RECORDED INFORMATION >>
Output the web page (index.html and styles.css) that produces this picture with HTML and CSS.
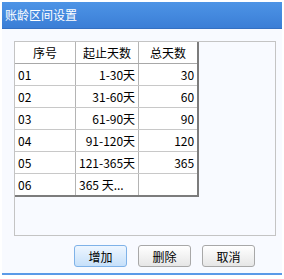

--

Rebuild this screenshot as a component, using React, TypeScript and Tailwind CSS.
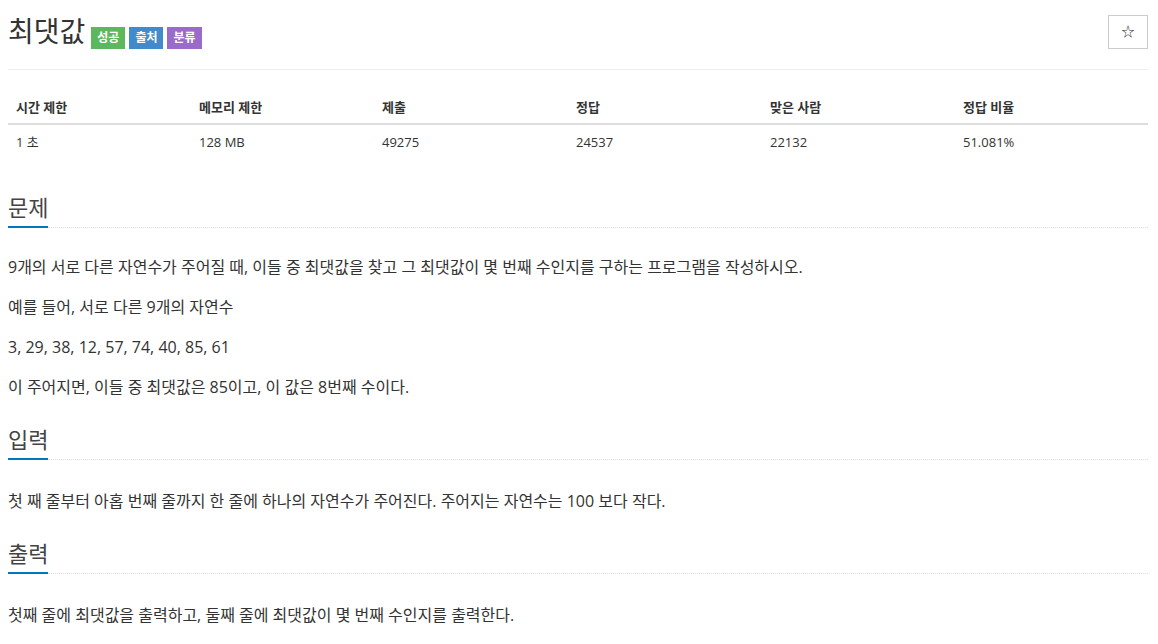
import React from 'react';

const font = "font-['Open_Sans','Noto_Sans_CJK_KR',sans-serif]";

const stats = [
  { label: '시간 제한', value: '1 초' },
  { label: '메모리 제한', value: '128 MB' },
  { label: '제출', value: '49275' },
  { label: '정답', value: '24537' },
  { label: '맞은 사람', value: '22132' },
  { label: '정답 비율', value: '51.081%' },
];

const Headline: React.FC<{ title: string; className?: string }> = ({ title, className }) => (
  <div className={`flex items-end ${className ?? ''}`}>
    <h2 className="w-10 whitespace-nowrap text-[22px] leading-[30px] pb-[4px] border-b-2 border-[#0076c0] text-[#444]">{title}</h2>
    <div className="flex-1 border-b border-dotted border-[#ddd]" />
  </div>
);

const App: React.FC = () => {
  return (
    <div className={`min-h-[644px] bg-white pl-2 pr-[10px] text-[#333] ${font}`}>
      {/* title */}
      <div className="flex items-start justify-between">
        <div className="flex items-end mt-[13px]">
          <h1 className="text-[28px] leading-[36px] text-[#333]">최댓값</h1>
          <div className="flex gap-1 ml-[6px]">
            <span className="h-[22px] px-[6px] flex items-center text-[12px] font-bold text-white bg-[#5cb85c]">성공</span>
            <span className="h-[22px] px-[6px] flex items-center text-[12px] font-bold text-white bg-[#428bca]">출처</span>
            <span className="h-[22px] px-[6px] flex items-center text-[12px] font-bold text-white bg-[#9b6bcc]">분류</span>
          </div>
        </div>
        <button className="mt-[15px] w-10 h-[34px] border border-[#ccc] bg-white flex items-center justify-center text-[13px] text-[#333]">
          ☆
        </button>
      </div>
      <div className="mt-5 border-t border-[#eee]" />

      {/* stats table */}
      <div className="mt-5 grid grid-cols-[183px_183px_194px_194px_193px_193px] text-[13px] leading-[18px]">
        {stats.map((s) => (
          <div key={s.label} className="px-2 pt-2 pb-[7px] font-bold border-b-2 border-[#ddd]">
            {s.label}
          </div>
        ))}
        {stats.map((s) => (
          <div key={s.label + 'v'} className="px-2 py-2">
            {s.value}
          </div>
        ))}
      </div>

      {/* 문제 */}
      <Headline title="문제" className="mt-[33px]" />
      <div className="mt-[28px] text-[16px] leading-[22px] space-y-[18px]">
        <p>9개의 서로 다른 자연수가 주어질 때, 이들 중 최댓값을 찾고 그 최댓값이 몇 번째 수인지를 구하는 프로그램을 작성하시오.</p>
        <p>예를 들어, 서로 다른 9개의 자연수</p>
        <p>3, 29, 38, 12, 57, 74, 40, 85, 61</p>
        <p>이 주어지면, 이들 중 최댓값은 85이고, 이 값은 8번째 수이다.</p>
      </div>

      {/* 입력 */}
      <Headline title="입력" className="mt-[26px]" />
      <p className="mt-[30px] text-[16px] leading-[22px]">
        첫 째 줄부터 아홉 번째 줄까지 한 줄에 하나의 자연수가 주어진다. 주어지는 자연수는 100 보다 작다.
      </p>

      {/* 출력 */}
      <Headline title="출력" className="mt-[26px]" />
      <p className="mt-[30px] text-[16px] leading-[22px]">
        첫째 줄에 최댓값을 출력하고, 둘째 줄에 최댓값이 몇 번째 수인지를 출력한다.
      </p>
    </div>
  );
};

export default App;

TASK BRIEF >> Which lines hold the string "this"? List them all.

OUTPUT BELOW >>
Output the web page (index.html and styles.css) that produces this picture with HTML and CSS.
Rebuild this screenshot as a component, using React, TypeScript and Tailwind CSS.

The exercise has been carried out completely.